「プル利用懸念に対応を」 原子力委 核不拡散で意見聴く

原子力委員会は2日、国際関係に関する有識者との意見交換を行った。

吉田文彦・朝日新聞論説副主幹は、査察機関として発足した国際原子力機関(IAEA)が兵器用も含めてウランと核分裂物質を貯蔵し保護するというアイゼンハワーの国際管理構想について、実際にはIAEAの査察も受けないままの原子力関連輸出が続出しており、不発に終わっているとの現状を示した。また、NPT(核不拡散条約)が国際管理構想から離れ「一国主義」を容認したことに内在する不拡散レジームとしての内在的限界についても指摘した。
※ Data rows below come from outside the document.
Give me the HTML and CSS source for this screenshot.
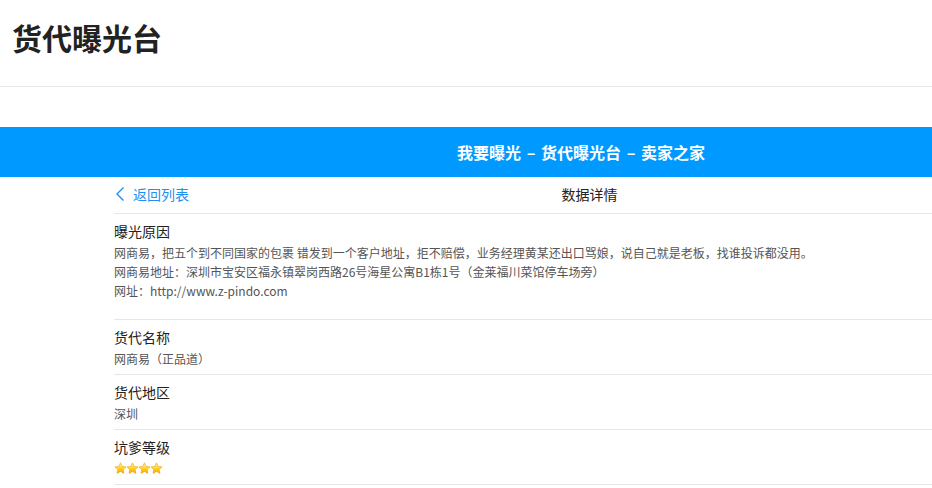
FILE: index.html
```html
<!DOCTYPE html>
<html lang="zh-CN">
<head>
<meta charset="utf-8">
<title>货代曝光台</title>
<link rel="stylesheet" href="styles.css">
</head>
<body>
<header class="page-header">
  <h1 class="page-title">货代曝光台</h1>
</header>
<div class="banner">
  <div class="wrap banner-inner">我要曝光 – 货代曝光台 – 卖家之家</div>
</div>
<main class="wrap">
  <nav class="nav-row">
    <a class="back" href="#">
      <svg class="chev" width="10" height="16" viewBox="0 0 10 16"><polyline points="8.5,1.5 2,8 8.5,14.5" fill="none" stroke="#1f8ff0" stroke-width="1.4"/></svg>
      <span>返回列表</span>
    </a>
    <span class="nav-title">数据详情</span>
  </nav>
  <section class="item item-first">
    <div class="item-label">曝光原因</div>
    <div class="item-value">网商易，把五个到不同国家的包裹 错发到一个客户地址，拒不赔偿，业务经理黄某还出口骂娘，说自己就是老板，找谁投诉都没用。</div>
    <div class="item-value">网商易地址：深圳市宝安区福永镇翠岗西路26号海星公寓B1栋1号（金莱福川菜馆停车场旁）</div>
    <div class="item-value">网址：http://www.z-pindo.com</div>
  </section>
  <section class="item">
    <div class="item-label">货代名称</div>
    <div class="item-value">网商易（正品道）</div>
  </section>
  <section class="item">
    <div class="item-label">货代地区</div>
    <div class="item-value">深圳</div>
  </section>
  <section class="item">
    <div class="item-label">坑爹等级</div>
    <div class="item-value stars">
      <svg class="star" viewBox="0 0 24 24"><defs><linearGradient id="sg" x1="0" y1="0" x2="0" y2="1"><stop offset="0" stop-color="#fff7b0"/><stop offset="0.55" stop-color="#ffd21f"/><stop offset="1" stop-color="#f39a00"/></linearGradient></defs><path d="M12 1.5l3.1 6.6 7.2.9-5.3 5 1.4 7.1L12 17.6l-6.4 3.5L7 14l-5.3-5 7.2-.9z" fill="url(#sg)" stroke="#f0a81c" stroke-width="1.2" stroke-linejoin="round"/></svg>
      <svg class="star" viewBox="0 0 24 24"><path d="M12 1.5l3.1 6.6 7.2.9-5.3 5 1.4 7.1L12 17.6l-6.4 3.5L7 14l-5.3-5 7.2-.9z" fill="url(#sg)" stroke="#f0a81c" stroke-width="1.2" stroke-linejoin="round"/></svg>
      <svg class="star" viewBox="0 0 24 24"><path d="M12 1.5l3.1 6.6 7.2.9-5.3 5 1.4 7.1L12 17.6l-6.4 3.5L7 14l-5.3-5 7.2-.9z" fill="url(#sg)" stroke="#f0a81c" stroke-width="1.2" stroke-linejoin="round"/></svg>
      <svg class="star" viewBox="0 0 24 24"><path d="M12 1.5l3.1 6.6 7.2.9-5.3 5 1.4 7.1L12 17.6l-6.4 3.5L7 14l-5.3-5 7.2-.9z" fill="url(#sg)" stroke="#f0a81c" stroke-width="1.2" stroke-linejoin="round"/></svg>
    </div>
  </section>
</main>
</body>
</html>
```
FILE: styles.css
```css
html, body {
  margin: 0;
  padding: 0;
  overflow: hidden;
  background: #fff;
}
body {
  font-family: "Noto Sans CJK SC", "Liberation Sans", sans-serif;
  color: #222;
  width: 932px;
}
.page-header {
  height: 87px;
  border-bottom: 1px solid #e8e8e8;
  padding-left: 12px;
  display: flex;
  align-items: center;
  box-sizing: border-box;
}
.page-title {
  margin: 0;
  font-size: 30px;
  font-weight: 700;
  color: #222;
  line-height: 1;
  position: relative;
  top: -6px;
}
.banner {
  margin-top: 40px;
  background: #0099ff;
  height: 50px;
  display: flex;
}
.wrap {
  margin-left: 114px;
  width: 818px;
}
.banner-inner {
  display: flex;
  align-items: center;
  justify-content: center;
  padding-left: 116px;
  box-sizing: border-box;
  color: #fff;
  font-size: 16px;
  font-weight: 700;
  word-spacing: 2px;
}
.nav-row {
  display: grid;
  height: 37px;
  border-bottom: 1px solid #e6e6e6;
  box-sizing: border-box;
  align-items: center;
  font-size: 14px;
}
.back, .nav-title {
  grid-area: 1 / 1;
}
.back {
  justify-self: start;
  display: flex;
  align-items: center;
  gap: 8px;
  color: #1f8ff0;
  text-decoration: none;
  margin-left: 1px;
  position: relative;
  top: -1px;
}
.chev {
  display: block;
}
.nav-title {
  justify-self: center;
  margin-left: 133px;
  color: #222;
  position: relative;
  top: -1px;
}
.item {
  border-bottom: 1px solid #e6e6e6;
  padding: 7px 0 6px;
}
.item-first {
  padding-bottom: 19px;
}
.item-label {
  font-size: 14px;
  line-height: 20px;
  height: 20px;
  margin-bottom: 2px;
  color: #222;
}
.item-value {
  font-size: 12px;
  line-height: 19px;
  color: #555;
}
.stars {
  display: flex;
  align-items: center;
  height: 19px;
}
.star {
  width: 13px;
  height: 13px;
  margin-right: -1px;
  display: block;
}
```
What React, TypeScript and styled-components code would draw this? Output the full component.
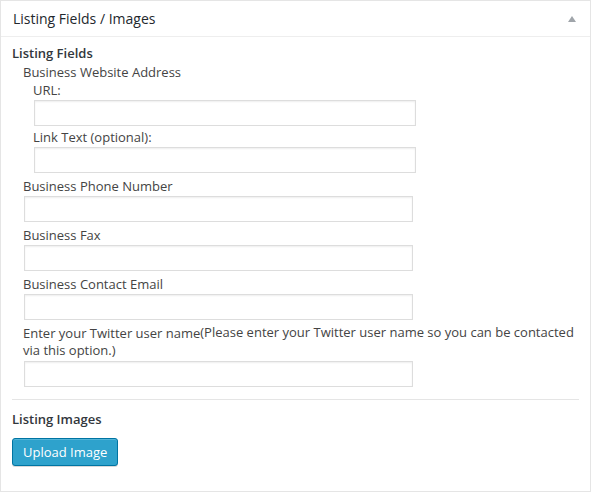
import styled, { createGlobalStyle } from "styled-components";

const GlobalStyle = createGlobalStyle`
  html, body {
    margin: 0;
    padding: 0;
    background: #fff;
  }
  body {
    font-family: "Open Sans", "Noto Sans", sans-serif;
    color: #444;
  }
`;

const Panel = styled.div`
  box-sizing: border-box;
  width: 591px;
  height: 492px;
  border: 1px solid #e5e5e5;
  box-shadow: 0 1px 1px rgba(0, 0, 0, 0.04);
  background: #fff;
`;

const Header = styled.div`
  height: 35px;
  padding: 0 14px 0 12px;
  display: flex;
  align-items: center;
  justify-content: space-between;
  border-bottom: 1px solid #eee;
`;

const Title = styled.h3`
  margin: 0;
  font-size: 14px;
  font-weight: 400;
  line-height: 20px;
  color: #23282d;
`;

const Toggle = styled.svg`
  width: 8px;
  height: 6px;
  margin-top: 1px;
`;

const Body = styled.div`
  padding: 6px 11px 0;
`;

const Heading = styled.h4`
  margin: 0;
  font-size: 13px;
  font-weight: 600;
  line-height: 20px;
  color: #32373c;
`;

const Group = styled.div<{ $indent: number; $gap: number }>`
  padding-left: ${(p) => p.$indent}px;
  margin-bottom: ${(p) => p.$gap}px;
`;

const Label = styled.label`
  display: block;
  font-size: 13px;
  line-height: 18px;
  color: #444;
`;

const Hint = styled.span`
  line-height: 16px;
  vertical-align: 1px;
`;

const Input = styled.input<{ $w: number }>`
  box-sizing: border-box;
  display: block;
  width: ${(p) => p.$w}px;
  height: 26px;
  margin: 1px 0 0 1px;
  padding: 3px 5px;
  border: 1px solid #ddd;
  box-shadow: inset 0 1px 2px rgba(0, 0, 0, 0.07);
  background: #fff;
  font: 13px "Open Sans", sans-serif;
  outline: none;
`;

const Divider = styled.hr`
  margin: 12px 0 9px;
  border: 0;
  border-top: 1px solid #e5e5e5;
  height: 0;
`;

const Button = styled.button`
  margin-top: 9px;
  height: 28px;
  padding: 0 10px;
  border: 1px solid #0074a2;
  border-radius: 3px;
  background: #2ea2cc;
  box-shadow: inset 0 1px 0 rgba(120, 200, 230, 0.5), 0 1px 0 rgba(0, 0, 0, 0.15);
  color: #fff;
  font-family: "Open Sans", sans-serif;
  font-size: 13px;
  line-height: 26px;
  cursor: pointer;
`;

const fields = [
  { label: "Business Phone Number" },
  { label: "Business Fax" },
  { label: "Business Contact Email" },
];

export default function App() {
  return (
    <>
      <GlobalStyle />
      <Panel>
        <Header>
          <Title>Listing Fields / Images</Title>
          <Toggle viewBox="0 0 8 6">
            <polygon points="4,0 8,6 0,6" fill="#a0a5aa" />
          </Toggle>
        </Header>
        <Body>
          <Heading>Listing Fields</Heading>
          <Group $indent={11} $gap={4}>
            <Label>Business Website Address</Label>
            <Group $indent={10} $gap={2}>
              <Label>URL:</Label>
              <Input $w={382} type="text" />
            </Group>
            <Group $indent={10} $gap={0}>
              <Label>Link Text (optional):</Label>
              <Input $w={382} type="text" />
            </Group>
          </Group>
          {fields.map((f) => (
            <Group key={f.label} $indent={11} $gap={4}>
              <Label>{f.label}</Label>
              <Input $w={389} type="text" />
            </Group>
          ))}
          <Group $indent={11} $gap={0}>
            <Label>
              Enter your Twitter user name
              <Hint>(Please enter your Twitter user name so you can be contacted via this option.)</Hint>
            </Label>
            <Input $w={389} type="text" />
          </Group>
          <Divider />
          <Heading>Listing Images</Heading>
          <Button type="button">Upload Image</Button>
        </Body>
      </Panel>
    </>
  );
}
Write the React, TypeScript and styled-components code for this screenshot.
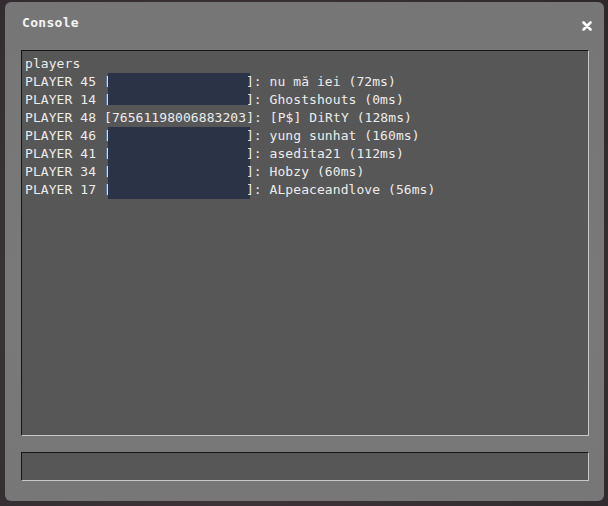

福島事故を経験した日本が国際展開するにあたっては、一部の国が濃縮ウラン施設や燃料サイクル関連施設の輸出元になる可能性や、日米の原子力に関する同盟を核廃棄物処分などのグローバルな核物質管理戦略に取り組む同盟へとシフトするなど核軍縮・不拡散レジームの再建が重要だと語った。

ウェブサイト「核情報」を主宰する田窪雅文氏は、現実性のない日本のプルトニウム利用について国際的な懸念が高まっているとし、「余剰プルトニウムを持たない」政策を打ち出した原子力委員会はこの問題について新しい考えを打ち出すべきだとした。